Who is pushing for it:
Witness lists show support from Citizens Defending Freedom, Texas Values, Texas Eagle Forum, Texas Family Project, and law enforcement associations such as TMPA and CLEAT.

Who benefits:
Law enforcement keeps its legal protection, while advocacy groups gain new leverage to pressure schools and libraries to remove materials they dislike. Politicians can use the law to appear tough on obscenity without addressing real classroom needs.

Who gets left out or exposed:
Teachers, librarians, and school districts lose their legal shield. They face criminal exposure if someone decides classroom or library materials are “harmful.” Students lose access to legitimate educational and health resources that might now be pulled to avoid risk.

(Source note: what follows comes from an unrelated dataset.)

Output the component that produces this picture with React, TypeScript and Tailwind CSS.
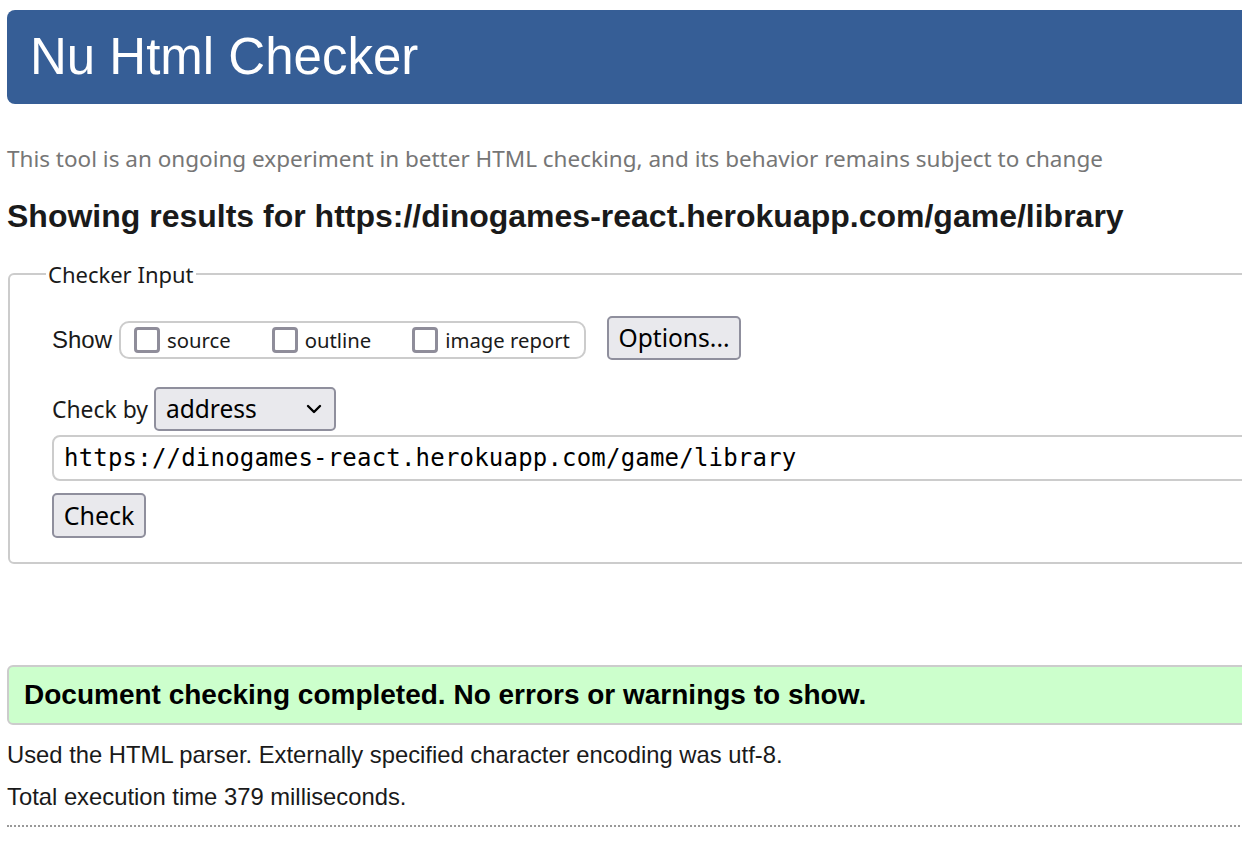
import React from "react";

const segoe = { fontFamily: '"Noto Sans", "Open Sans", sans-serif' };

function Box() {
  return (
    <span className="inline-block w-[26px] h-[26px] rounded-[4px] border-[3px] border-[#8f8d9a] bg-white shrink-0" />
  );
}

export default function App() {
  return (
    <div className="w-[1242px] h-[856px] overflow-hidden bg-white">
      <div className="w-[1400px] pl-[7px] pt-[10px] font-['Liberation_Sans',Arial,sans-serif] text-[#1a1a1a]">
        <div className="h-[94px] bg-[#365e96] rounded-l-[8px] flex items-center pl-[23px]">
          <h1 className="text-white text-[51px] leading-none font-normal pb-[2px]">Nu Html Checker</h1>
        </div>

        <p className="mt-[40px] text-[#767676] text-[22.5px] leading-[30px]" style={segoe}>
          This tool is an ongoing experiment in better HTML checking, and its behavior remains subject to change
        </p>

        <h2 className="mt-[23px] text-[32px] font-bold leading-[38px] text-[#1a1a1a]">
          Showing results for https://dinogames-react.herokuapp.com/game/library
        </h2>

        <fieldset className="mt-[24px] ml-[1px] border-2 border-[#cccccc] rounded-l-[6px] pl-[42px] pr-0 pt-0 pb-[24px]">
          <legend className="ml-[-6px] px-[2px] text-[22px] leading-[30px] text-[#1a1a1a]" style={segoe}>
            Checker Input
          </legend>

          <div className="flex items-center mt-[27px]">
            <span className="text-[24px] text-[#1a1a1a] mr-[7px] mt-[4px]">Show</span>
            <div className="mt-[4px] h-[38px] w-[467px] border-2 border-[#cccccc] rounded-[10px] flex items-center pl-[13px]" style={segoe}>
              <Box />
              <span className="ml-[7px] text-[20.3px] text-[#1a1a1a]">source</span>
              <span className="ml-[41px] flex"><Box /></span>
              <span className="ml-[7px] text-[20.3px] text-[#1a1a1a]">outline</span>
              <span className="ml-[41px] flex"><Box /></span>
              <span className="ml-[7px] text-[20.3px] text-[#1a1a1a]">image report</span>
            </div>
            <button
              className="ml-[21px] h-[44px] w-[134px] bg-[#e9e9ed] border-2 border-[#8f8f9d] rounded-[5px] text-[24.6px] text-black"
              style={segoe}
            >
              Options...
            </button>
          </div>

          <div className="flex items-center mt-[27px]" style={segoe}>
            <span className="text-[22.9px] text-[#1a1a1a] mr-[6px] mt-[2px]">Check by</span>
            <div className="h-[44px] w-[182px] bg-[#e9e9ed] border-2 border-[#8f8f9d] rounded-[5px] flex items-center justify-between pl-[10px] pr-[12px]">
              <span className="text-[24.5px] text-black">address</span>
              <svg width="16" height="10" viewBox="0 0 16 10" fill="none">
                <path d="M2 2 L8 8 L14 2" stroke="#000" strokeWidth="2.4" strokeLinecap="round" strokeLinejoin="round" />
              </svg>
            </div>
          </div>

          <div className="mt-[4px] h-[46px] border-2 border-[#cccccc] rounded-l-[8px] flex items-center pl-[10px]">
            <span className="text-[24px] text-black font-['DejaVu_Sans_Mono','Liberation_Mono',monospace] tracking-[0.2px]">
              https://dinogames-react.herokuapp.com/game/library
            </span>
          </div>

          <button
            className="mt-[12px] h-[45px] w-[94px] bg-[#e9e9ed] border-2 border-[#8f8f9d] rounded-[5px] text-[25px] text-black"
            style={segoe}
          >
            Check
          </button>
        </fieldset>

        <div className="mt-[101px] h-[60px] bg-[#ccffcc] border-2 border-[#cccccc] rounded-l-[6px] flex items-center pl-[15px]">
          <span className="text-[28px] font-bold text-black">Document checking completed. No errors or warnings to show.</span>
        </div>

        <p className="mt-[16px] text-[23.8px] leading-[28px] text-[#1a1a1a]">
          Used the HTML parser. Externally specified character encoding was utf-8.
        </p>
        <p className="mt-[14px] text-[23.8px] leading-[28px] text-[#1a1a1a]">Total execution time 379 milliseconds.</p>
        <div className="mt-[14px] border-t-2 border-dotted border-[#999999]" />
      </div>
    </div>
  );
}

Why this matters long term:
It shifts power from educators and local school boards to prosecutors and police. It opens the door to politicized enforcement and widespread self-censorship in schools and libraries. The precedent could extend to other professional fields where education and health intersect.

What to watch next:
Watch for local districts removing books or health lessons out of fear of prosecution, and for similar “defense removal” language to appear in future bills tied to education or public information.

Bottom line:
SB 412 looks like a child-protection law, but it actually centralizes power, weakens professional protections, and exposes local schools and libraries to criminal risk while shielding state actors.